Tuesday, June 9, 2009
SIR ISSAC NEWTON
Sir Isaac Newton (1642-1727) was an English scientist and mathematician. He made major contributions in mathematics and theoretical and experimental physics and achieved a remarkable synthesis of the work of his predecessors on the laws of motion, especially the law of universal gravitation.
Isaac Newton was born on Christmas Day, 1642, at Woolsthorpe, a hamlet in southwestern Lincoln shire. He was born after the death of his father, and in his third year his mother married the rector of a neighboring parish, leaving Isaac at Woolsthorpe in the care of his grandmother. In 1661, at the age of 19, he entered Trinity College, Cambridge. There the questioning of long-accepted beliefs was beginning to be apparent in new attitudes toward man's environment, expressed in the attention given to mathematics and science. After receiving his bachelor's degree in 1665, apparently without special distinction, Newton stayed on for his master's; but an epidemic of the plague caused the university to close.At that time he discovered the law of universal gravitation, began to develop the calculus, and discovered that white light is composed of all the colors of the spectrum. These findings enabled him to make fundamental contributions to mathematics, astronomy, and theoretical and experimental physics.
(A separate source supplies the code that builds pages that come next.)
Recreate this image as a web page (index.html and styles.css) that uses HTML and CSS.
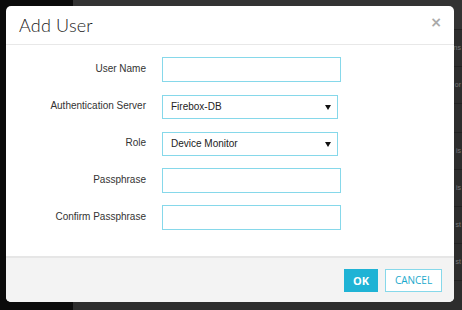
FILE: index.html
```html
<!DOCTYPE html>
<html>
<head>
<meta charset="utf-8">
<link rel="stylesheet" href="styles.css">
</head>
<body>
<div class="backdrop">
  <div class="sidebar"></div>
  <div class="main">
    <div class="toolbar"></div>
    <div class="row">ns</div>
    <div class="row">or</div>
    <div class="row"></div>
    <div class="row">is</div>
    <div class="row">is</div>
    <div class="row">st</div>
    <div class="row">st</div>
    <div class="row"></div>
  </div>
</div>
<div class="modal">
  <div class="modal-header">
    <h1 class="modal-title">Add User</h1>
    <span class="close">×</span>
  </div>
  <div class="modal-body">
    <div class="form-row">
      <label class="label">User Name</label>
      <div class="field"></div>
    </div>
    <div class="form-row">
      <label class="label">Authentication Server</label>
      <div class="field select"><span>Firebox-DB</span><span class="caret"></span></div>
    </div>
    <div class="form-row">
      <label class="label">Role</label>
      <div class="field select"><span>Device Monitor</span><span class="caret"></span></div>
    </div>
    <div class="form-row">
      <label class="label">Passphrase</label>
      <div class="field"></div>
    </div>
    <div class="form-row">
      <label class="label">Confirm Passphrase</label>
      <div class="field"></div>
    </div>
  </div>
  <div class="modal-footer">
    <button class="btn btn-ok">OK</button>
    <button class="btn btn-cancel">CANCEL</button>
  </div>
</div>
</body>
</html>
```
FILE: styles.css
```css
html, body {
  margin: 0;
  padding: 0;
  width: 462px;
  height: 310px;
  overflow: hidden;
  font-family: "Liberation Sans", Arial, sans-serif;
}
.backdrop {
  display: flex;
  width: 462px;
  height: 310px;
}
.sidebar {
  width: 73px;
  background: #0b0b0b;
}
.main {
  flex: 1;
  background: #2d2d2d;
  display: flex;
  flex-direction: column;
}
.toolbar {
  height: 36px;
  background: #333;
}
.row {
  height: 36px;
  border-top: 1px solid #222;
  color: #777;
  font-size: 7px;
  line-height: 36px;
  text-align: right;
  padding-right: 1px;
  white-space: nowrap;
}
.modal {
  position: absolute;
  left: 6px;
  top: 6px;
  width: 448px;
  height: 296px;
  background: #fff;
  border-radius: 5px;
  display: flex;
  flex-direction: column;
  overflow: hidden;
}
.modal-header {
  height: 38px;
  border-bottom: 1px solid #e8e8e8;
  display: flex;
  align-items: center;
  justify-content: space-between;
  padding: 0 12px 0 13px;
}
.modal-title {
  margin: 0;
  font-family: Lato, "Open Sans", sans-serif;
  font-weight: 300;
  font-size: 18px;
  color: #1a1a1a;
  letter-spacing: 0.2px;
}
.close {
  font-family: "DejaVu Sans", sans-serif;
  font-weight: bold;
  font-size: 14px;
  color: #aaa;
  margin-top: -6px;
}
.modal-body {
  flex: 1;
  padding-top: 12px;
  display: flex;
  flex-direction: column;
  gap: 12px;
}
.form-row {
  display: flex;
  align-items: center;
  height: 25px;
}
.label {
  width: 140px;
  text-align: right;
  font-size: 10px;
  color: #333;
  margin-right: 16px;
  margin-top: -3px;
}
.field {
  width: 177px;
  height: 23px;
  border: 1px solid #86d8ea;
  box-sizing: content-box;
}
.select {
  width: 174px;
  height: 22px;
  display: flex;
  align-items: center;
  justify-content: space-between;
  font-size: 10px;
  color: #222;
  padding: 0;
}
.select span:first-child {
  padding-left: 8px;
}
.caret {
  width: 0;
  height: 0;
  border-left: 3px solid transparent;
  border-right: 3px solid transparent;
  border-top: 5px solid #111;
  margin-right: 6px;
  margin-top: 2px;
}
.modal-footer {
  height: 46px;
  border-top: 2px solid #e6e6e6;
  background: #f3f3f3;
  display: flex;
  align-items: center;
  justify-content: flex-end;
  gap: 7px;
  padding-right: 12px;
  box-sizing: border-box;
}
.btn {
  height: 23px;
  font-family: "Open Sans", sans-serif;
  font-size: 10px;
  border-radius: 0;
  padding: 0;
}
.btn-ok {
  width: 34px;
  background: #1fb3d5;
  border: none;
  color: #fff;
  font-weight: 700;
  font-size: 11px;
}
.btn-cancel {
  width: 57px;
  background: #fff;
  border: 1px solid #86d8ea;
  color: #1aa9cc;
  font-weight: 400;
}
```
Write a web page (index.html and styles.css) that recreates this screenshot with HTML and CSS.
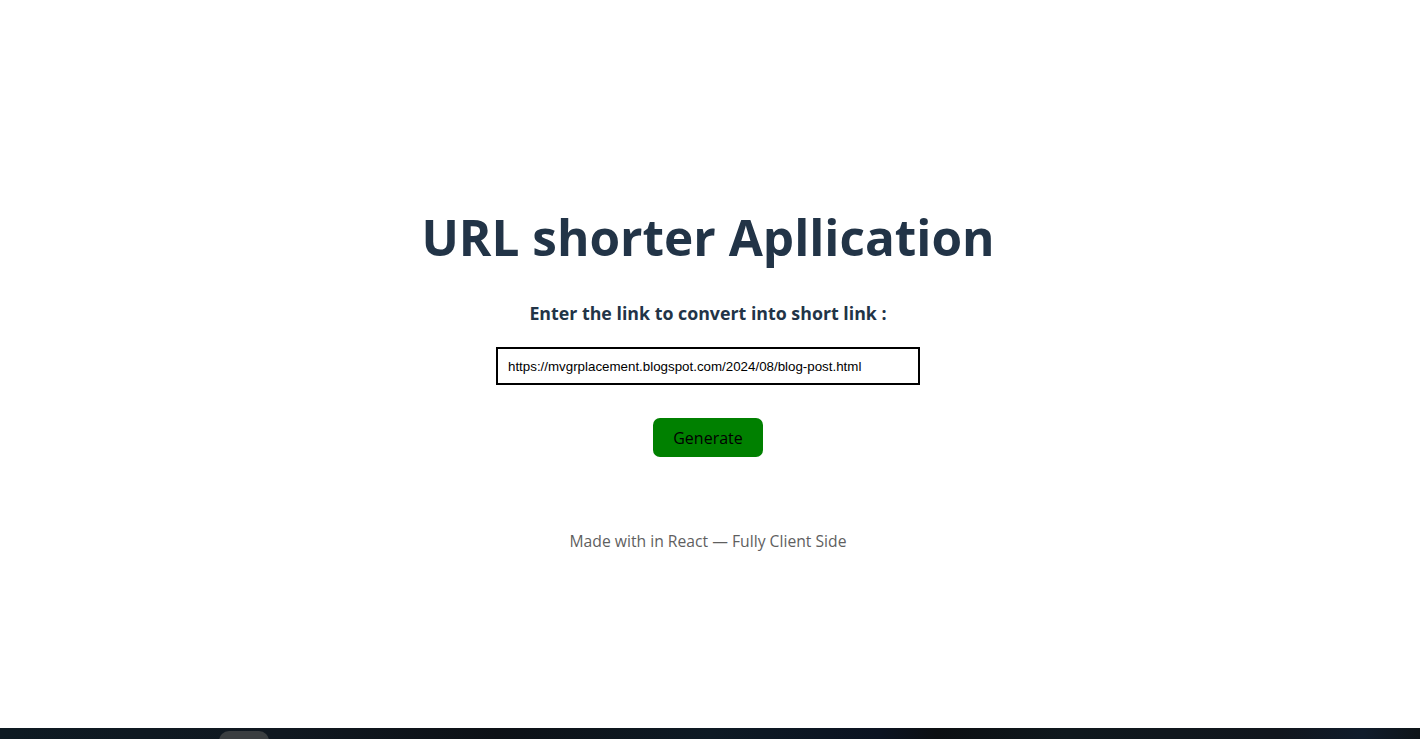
FILE: index.html
```html
<!DOCTYPE html>
<html>
<head>
<meta charset="utf-8">
<link rel="stylesheet" href="styles.css">
</head>
<body>
<main class="page">
  <section class="app">
    <h1 class="title">URL shorter Apllication</h1>
    <p class="label">Enter the link to convert into short link :</p>
    <input class="url-input" type="text" value="https://mvgrplacement.blogspot.com/2024/08/blog-post.html">
    <button class="generate">Generate</button>
    <p class="footer">Made with in React — Fully Client Side</p>
  </section>
</main>
<div class="taskbar"><span class="taskbar-pill"></span></div>
</body>
</html>
```
FILE: styles.css
```css
html, body {
  margin: 0;
  padding: 0;
  background: #ffffff;
}
body {
  width: 1420px;
  height: 739px;
  overflow: hidden;
  display: flex;
  flex-direction: column;
  font-family: "Open Sans", "Noto Sans", sans-serif;
}
.page {
  height: 728px;
  display: flex;
  justify-content: center;
  padding-right: 4px;
}
.app {
  display: flex;
  flex-direction: column;
  align-items: center;
  padding-top: 205px;
}
.title {
  margin: 0;
  font-size: 49.5px;
  line-height: 64px;
  font-weight: 700;
  color: #223447;
}
.label {
  margin: 32px 0 0;
  font-size: 17.8px;
  line-height: 24px;
  font-weight: 700;
  color: #223447;
}
.url-input {
  margin-top: 22px;
  box-sizing: border-box;
  width: 424px;
  height: 38px;
  border: 2px solid #000;
  padding: 0 10px;
  font-family: "Liberation Sans", Arial, sans-serif;
  font-size: 13.33px;
  color: #000;
  outline: none;
}
.generate {
  margin-top: 33px;
  width: 110px;
  height: 39px;
  border: none;
  border-radius: 7px;
  background: #008000;
  color: #000;
  font-family: "Open Sans", "Noto Sans", sans-serif;
  font-size: 16px;
  font-weight: 500;
  cursor: pointer;
}
.footer {
  margin: 73px 0 0;
  font-size: 15.7px;
  line-height: 22px;
  color: #5f5f5f;
}
.taskbar {
  height: 11px;
  background: linear-gradient(90deg, #0e1a22 0%, #101820 20%, #0d1116 35%, #0e1a24 50%, #0b1321 62%, #0c0f12 66%, #0f181d 75%, #11161d 90%, #101c2b 96%, #0e1418 100%);
  position: relative;
}
.taskbar-pill {
  position: absolute;
  left: 219px;
  top: 3px;
  width: 50px;
  height: 16px;
  border-radius: 10px 10px 0 0;
  background: #3a3e40;
}
```
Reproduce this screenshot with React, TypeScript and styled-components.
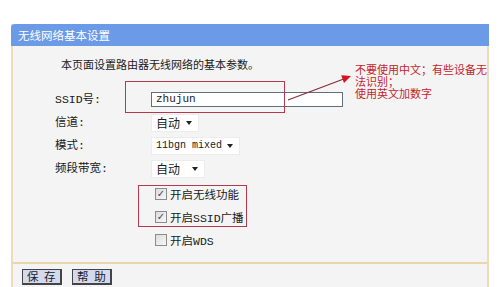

His mathematics professor, Isaac Barrow, was the first to recognize Newton's unusual ability, and when, in 1669, Barrow resigned to devote himself to theology, he recommended Newton as his successor. Newton became Lucasian professor of mathematics at 27 and stayed at Trinity in that capacity for 27 years. Newton's main interest at the time of his appointment was optics.
He built the first reflecting telescope in 1668 and became a professor of mathematics at Cambridge in 1669. He worked out the fundamentals of caluclus, though this work went unpublished for more than 30 years. His most famous publication, Principia Mathematica (1687), grew out of correspondence with Edmond Halley. He was elected president of the Royal society of London in 1703 and became the first scientist ever to be knighted in 1705.
Newton died in London on 31 March 1727. After his death, Newton's body was discovered to have had massive amounts of mercury in it. Newton was the greatest genius who ever lived.